Turkey’s halt of activities welcomed
The announcement on Tuesday by Turkey that it will suspend research for oil and gas in the Eastern Mediterranean in an area located within the Greek continental shelf, pending talks with Greece, was seen as result of ongoing trilateral contacts between Berlin, Athens and Ankara.
“Our president said that ‘since these negotiations are continuing, we should see what happens and put [exploration] on hold for awhile’,” presidential spokesman Ibrahim Kalin told Turkish broadcaster CNN Turk.
“Once these negotiations continue, let us look ahead, let us be constructive and let us wait for awhile. The basic principle of our president here is that we are always one step ahead of the negotiations,” he said.

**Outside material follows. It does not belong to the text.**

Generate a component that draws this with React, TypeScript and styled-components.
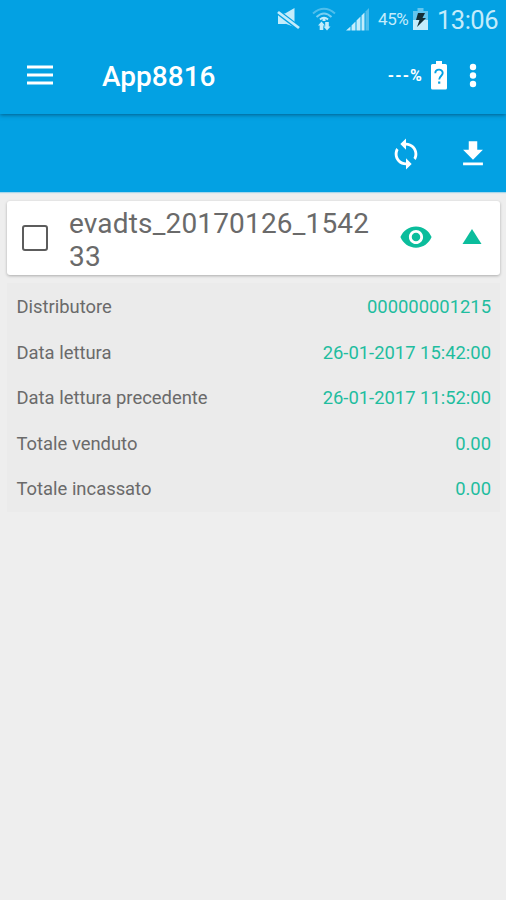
import React from 'react';
import styled, { createGlobalStyle } from 'styled-components';

const BLUE = '#03a1e3';
const GREEN = '#0bbd9c';

const GlobalStyle = createGlobalStyle`
  * { box-sizing: border-box; }
  body { margin: 0; background: #eeeeee; font-family: Roboto, "Liberation Sans", sans-serif; }
`;

const Screen = styled.div`
  width: 506px;
  height: 900px;
  display: flex;
  flex-direction: column;
  overflow: hidden;
  background: #eeeeee;
`;

const Header = styled.header`
  position: relative;
  z-index: 1;
  height: 114px;
  flex: none;
  background: ${BLUE};
  color: #fff;
  box-shadow: 0 1px 4px rgba(0, 50, 80, 0.6);
`;

const StatusBar = styled.div`
  height: 38px;
  display: flex;
  align-items: center;
  justify-content: flex-end;
  padding-right: 7px;
  color: #c4ecfb;
`;

const Glyph = styled.svg<{ $gap?: number }>`
  display: block;
  flex: none;
  margin-left: ${({ $gap = 0 }) => $gap}px;
`;

const BatteryLevel = styled.span`
  width: 31px;
  margin-left: 8px;
  font-size: 17px;
  line-height: 38px;
  letter-spacing: -0.4px;
  white-space: nowrap;
`;

const Clock = styled.span`
  width: 62px;
  margin-left: 9px;
  padding-top: 1px;
  font-size: 25.5px;
  line-height: 38px;
  letter-spacing: -0.5px;
  white-space: nowrap;
`;

const AppBar = styled.div`
  height: 76px;
  display: flex;
  align-items: center;
  padding: 0 29px 2px 0;
`;

const Title = styled.h1`
  flex: 1;
  margin: 0 0 0 49px;
  padding-top: 3px;
  font-size: 28px;
  font-weight: 500;
  line-height: 74px;
`;

const DeviceLevel = styled.span`
  font-size: 16px;
  font-weight: 700;
  letter-spacing: 1.1px;
`;

const ActionBar = styled.div`
  height: 78px;
  flex: none;
  display: flex;
  align-items: center;
  justify-content: flex-end;
  padding: 2px 16px 0 0;
  background: ${BLUE};
  color: #fff;
  box-shadow: 0 1px 1px rgba(3, 161, 227, 0.3);
`;

const Content = styled.main`
  padding: 9px 6px 0 7px;
`;

const FileCard = styled.section`
  height: 74px;
  display: flex;
  align-items: center;
  padding: 0 18px 0 15px;
  background: #fff;
  border-radius: 3px;
  box-shadow: 0 1px 3px rgba(0, 0, 0, 0.28);
`;

const Checkbox = styled.div`
  width: 26px;
  height: 26px;
  flex: none;
  border: 2px solid #5c5c5c;
  border-radius: 3px;
`;

const FileName = styled.div`
  flex: none;
  width: 308px;
  margin-left: 21px;
  padding-top: 3px;
  font-size: 28px;
  line-height: 33px;
  letter-spacing: 0.17px;
  color: #6a6a6a;
  overflow-wrap: anywhere;
`;

const CardActions = styled.div`
  flex: 1;
  display: flex;
  align-items: center;
  justify-content: flex-end;
  padding-bottom: 3px;
`;

const Details = styled.dl`
  margin: 8px 0 0;
  padding: 1px 9px 0 9.5px;
  background: #ebebeb;
`;

const DetailRow = styled.div`
  height: 45.5px;
  display: flex;
  align-items: center;
  justify-content: space-between;
`;

const Label = styled.dt`
  font-size: 18.4px;
  color: #6a6a6a;
`;

const Value = styled.dd`
  margin: 0;
  font-size: 18.4px;
  color: #1fbd9f;
`;

const rows = [
  ['Distributore', '000000001215'],
  ['Data lettura', '26-01-2017 15:42:00'],
  ['Data lettura precedente', '26-01-2017 11:52:00'],
  ['Totale venduto', '0.00'],
  ['Totale incassato', '0.00'],
];

const MutedIcon = () => (
  <Glyph width="24" height="22" viewBox="0 0 24 22">
    <path d="M2 5.500h7L18.500 0v19L9 15.500H2z" fill="currentColor" />
    <path d="M0 2.500l24 18.500" stroke={BLUE} strokeWidth="5.200" />
    <path d="M2 4l21 16" stroke="currentColor" strokeWidth="2.800" />
    <path d="M2 8.500v7.500h7l2-.800z" fill="currentColor" />
  </Glyph>
);

const WifiIcon = () => (
  <Glyph $gap={12} width="24" height="26" viewBox="0 0 24 26" fill="none" stroke="currentColor">
    <path d="M1 7.5Q12-2 23 7.5" strokeWidth="2" opacity=".4" />
    <path d="M4.500 11Q12 4 19.500 11" strokeWidth="2" opacity=".6" />
    <path d="M8 13.500Q12 10 16 13.500" strokeWidth="2" />
    <path d="M12 12v3" strokeWidth="3" />
    <path d="M9.500 24v-5M15 16v5" strokeWidth="3.600" />
    <path d="M6 19.500l3.500-4 3.500 4zM11.500 20.500l3.500 4 3.500-4z" fill="currentColor" stroke="none" />
  </Glyph>
);

const SignalIcon = () => (
  <Glyph $gap={10} width="24" height="24" viewBox="0 0 24 24" fill="currentColor">
    <path d="M0 23.500l4.500-4V23.500zM5.500 18.500l4-4v9h-4zM10.500 13.500l4-4v14h-4zM15.500 8.500l3-3v18h-3z" />
    <path d="M19.500 4.500L23 1v22.500h-3.500z" opacity=".4" />
  </Glyph>
);

const ChargingIcon = () => (
  <Glyph $gap={4} width="15" height="24" viewBox="0 0 15 24">
    <path d="M4.500 1h6v3H15v9H0V4h4.500z" fill="currentColor" opacity=".5" />
    <path d="M0 13h15v10H0z" fill="currentColor" />
    <path d="M5 6h7l-2.500 5H13L4 20l2.500-7H3z" fill="#142e36" />
  </Glyph>
);

const MenuIcon = () => (
  <Glyph $gap={27} width="26" height="20" viewBox="0 0 26 20">
    <path d="M0 2h26M0 10h26M0 18h26" stroke="currentColor" strokeWidth="3" />
  </Glyph>
);

const UnknownBatteryIcon = () => (
  <Glyph $gap={8} width="16" height="30" viewBox="0 0 16 30">
    <path d="M5 1h6v3h3.500Q16 4 16 5.500v22.500q0 1.500-1.500 1.500h-13Q0 29.500 0 28V5.500Q0 4 1.500 4H5z" fill="#fff" />
    <path d="M4.300 13.200c0-4.700 7.400-4.700 7.400-.2 0 2.800-3.500 3.200-3.500 6.500" fill="none" stroke={BLUE} strokeWidth="1.900" />
    <path d="M7.100 21.500h2.200v2.200H7.100z" fill={BLUE} />
  </Glyph>
);

const OverflowIcon = () => (
  <Glyph $gap={22} width="8" height="25" viewBox="0 0 8 25" fill="currentColor">
    <circle cx="4" cy="4" r="3.200" />
    <circle cx="4" cy="12.500" r="3.200" />
    <circle cx="4" cy="21" r="3.200" />
  </Glyph>
);

const SyncIcon = () => (
  <Glyph width="34" height="34" viewBox="0 0 24 24" fill="currentColor">
    <path d="M12 4V1L8 5l4 4V6c3.310 0 6 2.690 6 6 0 1.010-.250 1.970-.700 2.800l1.460 1.460C19.540 15.030 20 13.570 20 12c0-4.420-3.580-8-8-8zm0 14c-3.310 0-6-2.690-6-6 0-1.010.250-1.970.700-2.800L5.240 7.740C4.460 8.970 4 10.430 4 12c0 4.420 3.580 8 8 8v3l4-4-4-4v3z" />
  </Glyph>
);

const DownloadIcon = () => (
  <Glyph $gap={33} width="34" height="34" viewBox="0 0 24 24" fill="currentColor">
    <path d="M19 9h-4V3H9v6H5l7 7 7-7zM5 18v2h14v-2H5z" />
  </Glyph>
);

const EyeIcon = () => (
  <Glyph width="34" height="34" viewBox="0 0 24 24" fill={GREEN}>
    <path d="M12 4.500C7 4.500 2.730 7.610 1 12c1.730 4.390 6 7.500 11 7.500s9.270-3.110 11-7.500c-1.730-4.390-6-7.500-11-7.500zM12 17c-2.760 0-5-2.240-5-5s2.240-5 5-5 5 2.240 5 5-2.240 5-5 5zm0-8c-1.660 0-3 1.340-3 3s1.340 3 3 3 3-1.340 3-3-1.340-3-3-3z" />
  </Glyph>
);

const CollapseIcon = () => (
  <Glyph $gap={29} width="20" height="16" viewBox="0 0 20 16">
    <path d="M10 0l9.500 15H0.500z" fill={GREEN} />
  </Glyph>
);

export default function App() {
  return (
    <>
      <GlobalStyle />
      <Screen>
        <Header>
          <StatusBar>
            <MutedIcon />
            <WifiIcon />
            <SignalIcon />
            <BatteryLevel>45%</BatteryLevel>
            <ChargingIcon />
            <Clock>13:06</Clock>
          </StatusBar>
          <AppBar>
            <MenuIcon />
            <Title>App8816</Title>
            <DeviceLevel>---%</DeviceLevel>
            <UnknownBatteryIcon />
            <OverflowIcon />
          </AppBar>
        </Header>
        <ActionBar>
          <SyncIcon />
          <DownloadIcon />
        </ActionBar>
        <Content>
          <FileCard>
            <Checkbox role="checkbox" aria-checked="false" />
            <FileName>evadts_20170126_154233</FileName>
            <CardActions>
              <EyeIcon />
              <CollapseIcon />
            </CardActions>
          </FileCard>
          <Details>
            {rows.map(([label, value]) => (
              <DetailRow key={label}>
                <Label>{label}</Label>
                <Value>{value}</Value>
              </DetailRow>
            ))}
          </Details>
        </Content>
      </Screen>
    </>
  );
}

A crucial date in the month ahead is August 27-28, when the Informal Meeting of EU Foreign Ministers is scheduled to take place. This date is seen as pivotal as Ankara assumes that, by this time, possible European Union sanctions against Turkey over its violations will have been elaborated at a technical level and the issue of political decisions will be raised.
According to reports, Germany’s crucial contribution to de-escalating tensions is related to these sanctions, suggesting that the contacts between the diplomatic advisors of Chancellor Angela Merkel, Greek Prime Minister Kyriakos Mitsotakis and Kalin appear to be producing results.
For his part, Greek Foreign Minister Nikos Dendias welcomed Kalin’s statement “a positive development.”
“The Greek government has always said, and continues to say, that the necessary condition for dialogue is the de-escalation on the part of Turkey,” he said after a meeting with Spanish counterpart Arancha Gonzalez Laya in Athens.
However, in order to presumably show that Ankara is not in retreat, Kalin announced shortly after his statements, that the Barbarossa vessel will conduct research in an area that extends into plots 2 and 3 of Cyprus’ exclusive economic zone (EEZ).
He made it clear that Ankara wants joint exploitation of Cyprus’ natural resources between its internationally recognized government and the Turkish Cypriots.
“We shouldn't limit this to Cyprus, but to the entire Eastern Mediterranean, to set it as a principle, so tomorrow, when the political conditions mature, we can do similar work with Israel or Egypt,” he said. He added that “right now there is room for dialogue” on all bilateral issues with Greece.